▸ AIM: Scan the data below for the string "this". Show every line where it turns up.

▸ Entries with page source code:
>> start

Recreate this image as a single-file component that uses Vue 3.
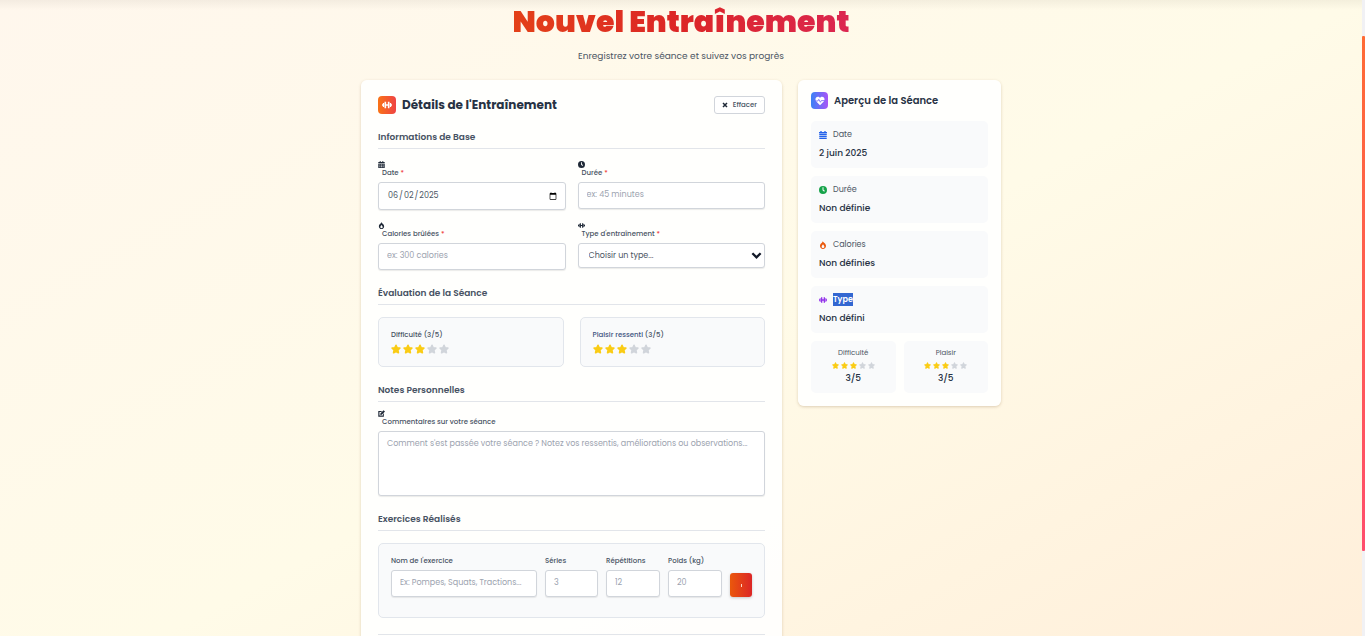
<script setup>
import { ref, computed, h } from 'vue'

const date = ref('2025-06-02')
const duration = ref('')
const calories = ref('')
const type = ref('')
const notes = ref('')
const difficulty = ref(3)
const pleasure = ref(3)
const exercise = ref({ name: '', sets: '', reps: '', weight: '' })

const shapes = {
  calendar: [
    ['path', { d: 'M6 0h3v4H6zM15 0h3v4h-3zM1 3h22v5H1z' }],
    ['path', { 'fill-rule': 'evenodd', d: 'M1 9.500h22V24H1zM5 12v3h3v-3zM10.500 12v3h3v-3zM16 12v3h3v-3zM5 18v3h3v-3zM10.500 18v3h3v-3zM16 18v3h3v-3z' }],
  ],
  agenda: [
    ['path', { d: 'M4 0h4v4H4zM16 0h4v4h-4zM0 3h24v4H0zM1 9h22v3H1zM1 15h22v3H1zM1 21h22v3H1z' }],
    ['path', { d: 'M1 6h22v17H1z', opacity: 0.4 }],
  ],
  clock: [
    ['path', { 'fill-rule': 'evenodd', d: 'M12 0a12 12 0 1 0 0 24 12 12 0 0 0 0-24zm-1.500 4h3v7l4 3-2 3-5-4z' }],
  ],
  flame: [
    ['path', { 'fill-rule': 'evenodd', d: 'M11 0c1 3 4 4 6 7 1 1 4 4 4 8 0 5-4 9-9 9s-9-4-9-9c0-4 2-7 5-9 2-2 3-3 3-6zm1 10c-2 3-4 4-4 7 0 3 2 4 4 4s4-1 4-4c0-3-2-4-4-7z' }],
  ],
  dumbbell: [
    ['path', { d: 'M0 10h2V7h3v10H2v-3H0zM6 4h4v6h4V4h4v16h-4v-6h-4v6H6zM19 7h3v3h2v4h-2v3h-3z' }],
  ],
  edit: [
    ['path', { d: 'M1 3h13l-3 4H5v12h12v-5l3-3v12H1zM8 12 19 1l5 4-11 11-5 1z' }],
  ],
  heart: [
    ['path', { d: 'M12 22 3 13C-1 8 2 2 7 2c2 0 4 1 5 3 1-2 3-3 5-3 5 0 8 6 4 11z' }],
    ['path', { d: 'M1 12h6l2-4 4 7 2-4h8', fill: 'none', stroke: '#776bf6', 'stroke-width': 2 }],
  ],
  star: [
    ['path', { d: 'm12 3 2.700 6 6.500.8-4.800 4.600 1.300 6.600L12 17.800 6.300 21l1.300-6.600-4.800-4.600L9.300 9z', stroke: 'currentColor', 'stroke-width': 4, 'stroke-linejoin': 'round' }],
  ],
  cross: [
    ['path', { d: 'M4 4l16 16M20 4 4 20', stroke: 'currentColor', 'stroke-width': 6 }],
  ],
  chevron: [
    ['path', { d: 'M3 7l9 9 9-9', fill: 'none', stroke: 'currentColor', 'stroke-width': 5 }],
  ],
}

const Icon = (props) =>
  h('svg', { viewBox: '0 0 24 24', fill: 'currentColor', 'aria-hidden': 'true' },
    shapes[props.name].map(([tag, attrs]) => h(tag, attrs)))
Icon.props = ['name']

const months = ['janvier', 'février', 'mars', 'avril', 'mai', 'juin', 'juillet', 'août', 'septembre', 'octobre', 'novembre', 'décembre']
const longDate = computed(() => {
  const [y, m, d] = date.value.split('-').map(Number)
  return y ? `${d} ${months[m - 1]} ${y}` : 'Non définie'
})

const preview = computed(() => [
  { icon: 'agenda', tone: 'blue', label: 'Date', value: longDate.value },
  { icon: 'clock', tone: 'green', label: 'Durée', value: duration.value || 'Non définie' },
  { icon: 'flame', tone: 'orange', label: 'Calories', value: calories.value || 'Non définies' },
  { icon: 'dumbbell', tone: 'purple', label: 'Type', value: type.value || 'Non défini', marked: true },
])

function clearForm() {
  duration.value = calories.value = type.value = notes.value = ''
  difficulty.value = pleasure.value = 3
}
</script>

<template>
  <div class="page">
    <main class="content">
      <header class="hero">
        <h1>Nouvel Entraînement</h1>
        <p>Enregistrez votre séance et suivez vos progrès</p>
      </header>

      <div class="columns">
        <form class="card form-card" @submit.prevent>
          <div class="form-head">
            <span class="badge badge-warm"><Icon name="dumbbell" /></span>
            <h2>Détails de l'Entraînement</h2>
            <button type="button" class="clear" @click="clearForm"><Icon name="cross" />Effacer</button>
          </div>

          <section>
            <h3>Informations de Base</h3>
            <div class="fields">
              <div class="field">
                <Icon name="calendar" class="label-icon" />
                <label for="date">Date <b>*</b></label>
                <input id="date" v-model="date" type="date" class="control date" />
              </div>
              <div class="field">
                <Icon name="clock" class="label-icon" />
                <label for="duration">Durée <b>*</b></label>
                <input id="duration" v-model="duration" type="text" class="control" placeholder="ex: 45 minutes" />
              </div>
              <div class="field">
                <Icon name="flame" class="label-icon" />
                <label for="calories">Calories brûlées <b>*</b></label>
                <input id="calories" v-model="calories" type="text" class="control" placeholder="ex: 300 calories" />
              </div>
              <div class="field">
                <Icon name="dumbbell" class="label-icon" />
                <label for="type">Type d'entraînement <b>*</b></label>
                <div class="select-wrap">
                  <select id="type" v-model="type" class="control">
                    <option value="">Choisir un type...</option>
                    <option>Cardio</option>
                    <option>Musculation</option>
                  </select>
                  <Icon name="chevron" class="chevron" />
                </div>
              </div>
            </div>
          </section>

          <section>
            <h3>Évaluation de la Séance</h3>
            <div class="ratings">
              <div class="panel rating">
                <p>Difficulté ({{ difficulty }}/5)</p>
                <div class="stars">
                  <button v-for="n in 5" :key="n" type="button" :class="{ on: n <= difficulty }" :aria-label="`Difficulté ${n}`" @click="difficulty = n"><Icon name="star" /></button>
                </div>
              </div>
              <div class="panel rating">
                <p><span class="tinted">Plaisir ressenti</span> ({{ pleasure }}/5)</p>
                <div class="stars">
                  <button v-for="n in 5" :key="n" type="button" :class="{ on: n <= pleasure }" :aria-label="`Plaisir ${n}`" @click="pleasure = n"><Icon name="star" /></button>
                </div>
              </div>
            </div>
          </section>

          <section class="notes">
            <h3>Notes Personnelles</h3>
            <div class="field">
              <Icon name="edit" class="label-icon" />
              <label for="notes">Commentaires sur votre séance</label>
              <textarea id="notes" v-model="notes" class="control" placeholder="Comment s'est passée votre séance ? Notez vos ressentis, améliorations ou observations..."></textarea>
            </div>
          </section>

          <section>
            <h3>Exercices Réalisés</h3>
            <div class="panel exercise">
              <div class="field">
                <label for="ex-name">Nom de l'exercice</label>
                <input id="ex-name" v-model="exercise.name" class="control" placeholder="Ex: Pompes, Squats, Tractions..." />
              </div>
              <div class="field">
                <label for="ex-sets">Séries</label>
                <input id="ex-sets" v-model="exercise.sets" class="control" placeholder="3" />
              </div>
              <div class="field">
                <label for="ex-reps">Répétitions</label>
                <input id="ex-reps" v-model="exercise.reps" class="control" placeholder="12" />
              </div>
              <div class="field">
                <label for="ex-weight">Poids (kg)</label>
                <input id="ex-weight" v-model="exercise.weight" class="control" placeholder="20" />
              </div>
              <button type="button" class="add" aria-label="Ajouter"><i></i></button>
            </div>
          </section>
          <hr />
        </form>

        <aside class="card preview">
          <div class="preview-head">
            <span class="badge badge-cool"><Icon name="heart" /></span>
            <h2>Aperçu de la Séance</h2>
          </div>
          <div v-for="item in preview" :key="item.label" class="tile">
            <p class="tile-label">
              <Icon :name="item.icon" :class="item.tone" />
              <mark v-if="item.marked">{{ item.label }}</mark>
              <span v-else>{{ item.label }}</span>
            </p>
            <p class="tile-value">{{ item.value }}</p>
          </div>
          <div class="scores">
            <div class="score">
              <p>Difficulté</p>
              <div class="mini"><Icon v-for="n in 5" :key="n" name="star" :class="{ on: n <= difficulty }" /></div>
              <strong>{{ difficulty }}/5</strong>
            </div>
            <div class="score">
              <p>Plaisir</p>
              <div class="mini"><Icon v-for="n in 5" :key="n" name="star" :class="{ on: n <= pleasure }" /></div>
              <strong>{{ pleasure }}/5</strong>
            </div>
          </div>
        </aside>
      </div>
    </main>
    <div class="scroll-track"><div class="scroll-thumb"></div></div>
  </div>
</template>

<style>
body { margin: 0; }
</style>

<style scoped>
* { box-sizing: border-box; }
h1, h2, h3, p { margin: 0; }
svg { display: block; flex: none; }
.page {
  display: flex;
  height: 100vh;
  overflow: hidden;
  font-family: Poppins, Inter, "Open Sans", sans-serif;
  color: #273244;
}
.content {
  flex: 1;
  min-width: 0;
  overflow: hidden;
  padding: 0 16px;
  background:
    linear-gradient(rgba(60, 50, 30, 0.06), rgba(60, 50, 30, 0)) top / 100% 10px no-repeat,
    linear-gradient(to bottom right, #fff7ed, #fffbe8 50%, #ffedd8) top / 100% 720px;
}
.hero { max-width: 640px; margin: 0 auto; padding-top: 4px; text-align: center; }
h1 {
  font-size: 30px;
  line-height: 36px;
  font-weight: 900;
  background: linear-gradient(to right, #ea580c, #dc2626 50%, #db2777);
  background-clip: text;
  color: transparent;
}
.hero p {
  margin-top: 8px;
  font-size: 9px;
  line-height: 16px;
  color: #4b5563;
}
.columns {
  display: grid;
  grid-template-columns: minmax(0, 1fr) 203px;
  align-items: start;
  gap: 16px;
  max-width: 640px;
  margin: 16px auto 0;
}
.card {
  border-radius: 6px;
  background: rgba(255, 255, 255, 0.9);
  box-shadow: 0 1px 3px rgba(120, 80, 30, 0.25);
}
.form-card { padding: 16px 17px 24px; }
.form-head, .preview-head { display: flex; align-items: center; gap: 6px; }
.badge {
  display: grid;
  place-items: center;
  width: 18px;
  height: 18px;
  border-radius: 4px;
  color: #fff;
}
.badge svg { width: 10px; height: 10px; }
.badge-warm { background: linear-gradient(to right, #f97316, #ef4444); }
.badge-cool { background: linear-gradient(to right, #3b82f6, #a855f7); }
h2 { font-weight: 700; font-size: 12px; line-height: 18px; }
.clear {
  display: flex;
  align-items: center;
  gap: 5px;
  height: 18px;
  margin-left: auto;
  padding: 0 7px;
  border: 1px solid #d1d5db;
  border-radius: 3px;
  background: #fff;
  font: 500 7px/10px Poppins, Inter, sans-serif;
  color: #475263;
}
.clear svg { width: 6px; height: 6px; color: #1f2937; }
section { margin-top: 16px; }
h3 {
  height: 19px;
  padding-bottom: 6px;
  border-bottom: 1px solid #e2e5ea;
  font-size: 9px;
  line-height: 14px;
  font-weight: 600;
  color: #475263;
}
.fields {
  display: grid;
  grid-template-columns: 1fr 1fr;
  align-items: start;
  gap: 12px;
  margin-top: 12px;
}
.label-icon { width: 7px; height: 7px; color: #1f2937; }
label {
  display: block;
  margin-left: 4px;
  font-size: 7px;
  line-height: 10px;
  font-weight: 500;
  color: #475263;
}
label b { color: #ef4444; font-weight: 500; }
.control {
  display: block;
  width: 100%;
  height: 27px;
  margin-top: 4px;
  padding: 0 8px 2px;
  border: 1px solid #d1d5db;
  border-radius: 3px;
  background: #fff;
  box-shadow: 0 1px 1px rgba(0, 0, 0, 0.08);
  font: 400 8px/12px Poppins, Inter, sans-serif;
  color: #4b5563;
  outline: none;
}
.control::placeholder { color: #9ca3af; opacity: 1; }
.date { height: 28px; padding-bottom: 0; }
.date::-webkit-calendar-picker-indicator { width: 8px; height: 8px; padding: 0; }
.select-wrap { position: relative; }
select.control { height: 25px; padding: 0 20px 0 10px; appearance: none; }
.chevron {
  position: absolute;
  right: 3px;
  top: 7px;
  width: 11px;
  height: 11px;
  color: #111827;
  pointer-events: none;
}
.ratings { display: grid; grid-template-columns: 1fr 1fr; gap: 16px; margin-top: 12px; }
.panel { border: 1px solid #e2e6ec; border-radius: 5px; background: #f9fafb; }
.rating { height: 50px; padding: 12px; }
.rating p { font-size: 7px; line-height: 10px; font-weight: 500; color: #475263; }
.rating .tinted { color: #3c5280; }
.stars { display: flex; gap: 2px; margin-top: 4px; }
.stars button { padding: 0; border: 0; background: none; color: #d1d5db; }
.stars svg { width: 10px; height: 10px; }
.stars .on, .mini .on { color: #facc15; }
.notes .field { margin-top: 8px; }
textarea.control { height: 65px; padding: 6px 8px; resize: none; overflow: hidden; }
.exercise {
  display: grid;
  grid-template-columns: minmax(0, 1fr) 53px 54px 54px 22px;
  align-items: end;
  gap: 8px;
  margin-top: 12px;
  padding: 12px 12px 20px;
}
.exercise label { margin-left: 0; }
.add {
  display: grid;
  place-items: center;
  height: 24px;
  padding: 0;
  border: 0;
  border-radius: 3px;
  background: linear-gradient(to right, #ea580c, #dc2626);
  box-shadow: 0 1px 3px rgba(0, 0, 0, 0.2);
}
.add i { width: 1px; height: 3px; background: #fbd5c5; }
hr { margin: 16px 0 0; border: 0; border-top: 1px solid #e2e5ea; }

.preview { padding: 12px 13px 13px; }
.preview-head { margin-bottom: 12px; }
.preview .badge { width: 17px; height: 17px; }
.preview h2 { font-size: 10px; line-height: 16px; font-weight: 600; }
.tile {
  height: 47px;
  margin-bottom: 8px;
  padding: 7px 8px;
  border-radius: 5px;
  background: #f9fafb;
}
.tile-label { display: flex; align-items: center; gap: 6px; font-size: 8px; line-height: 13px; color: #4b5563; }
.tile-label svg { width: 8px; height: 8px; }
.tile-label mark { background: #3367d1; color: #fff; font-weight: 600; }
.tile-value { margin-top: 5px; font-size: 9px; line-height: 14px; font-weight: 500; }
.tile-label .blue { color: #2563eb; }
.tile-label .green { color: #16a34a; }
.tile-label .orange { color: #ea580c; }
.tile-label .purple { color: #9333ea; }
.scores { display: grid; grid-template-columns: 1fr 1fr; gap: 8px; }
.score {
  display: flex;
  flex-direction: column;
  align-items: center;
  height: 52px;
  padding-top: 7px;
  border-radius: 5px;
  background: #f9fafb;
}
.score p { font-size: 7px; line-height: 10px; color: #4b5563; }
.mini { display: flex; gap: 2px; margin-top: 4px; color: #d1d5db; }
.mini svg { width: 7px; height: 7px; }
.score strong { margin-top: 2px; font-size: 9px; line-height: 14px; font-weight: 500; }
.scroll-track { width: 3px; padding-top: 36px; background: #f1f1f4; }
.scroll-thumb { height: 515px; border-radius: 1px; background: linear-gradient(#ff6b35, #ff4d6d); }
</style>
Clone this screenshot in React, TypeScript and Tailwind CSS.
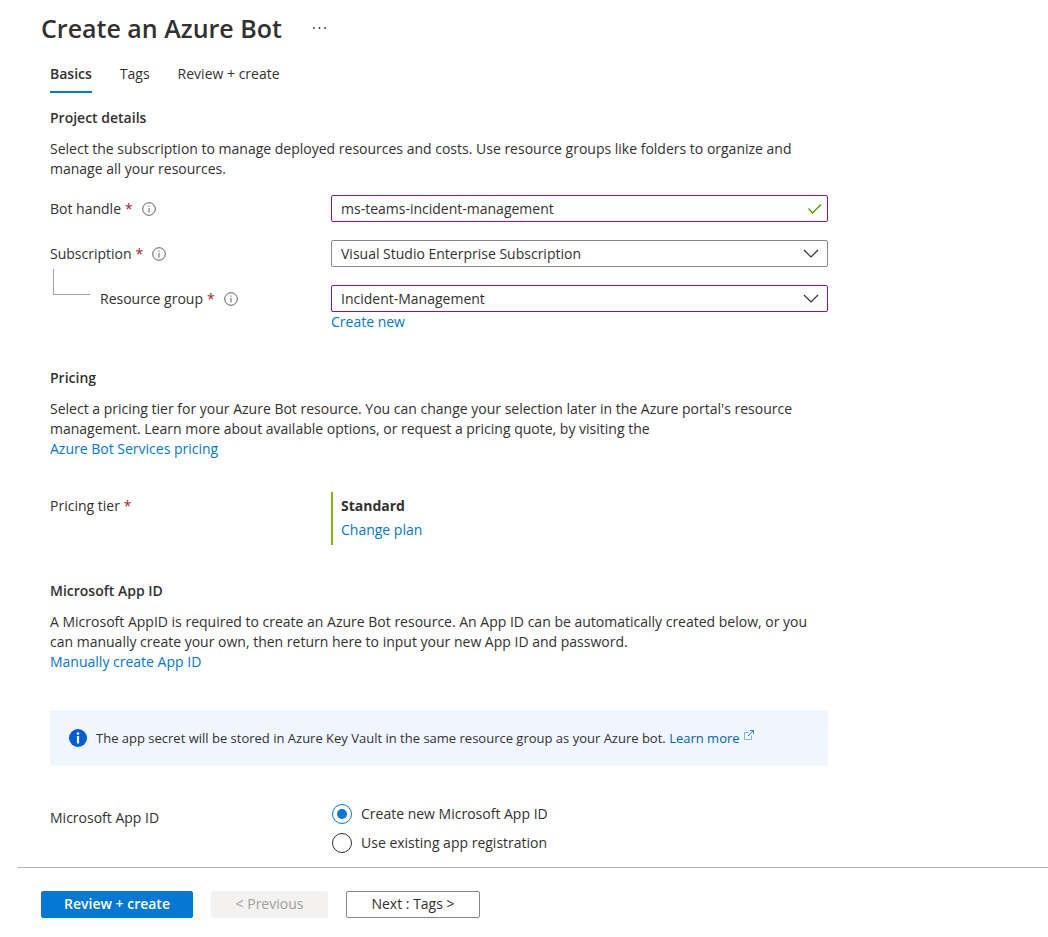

>> end

▸ THE RESPONSE:
Recreate this image as a single-file component that uses Vue 3.
Clone this screenshot in React, TypeScript and Tailwind CSS.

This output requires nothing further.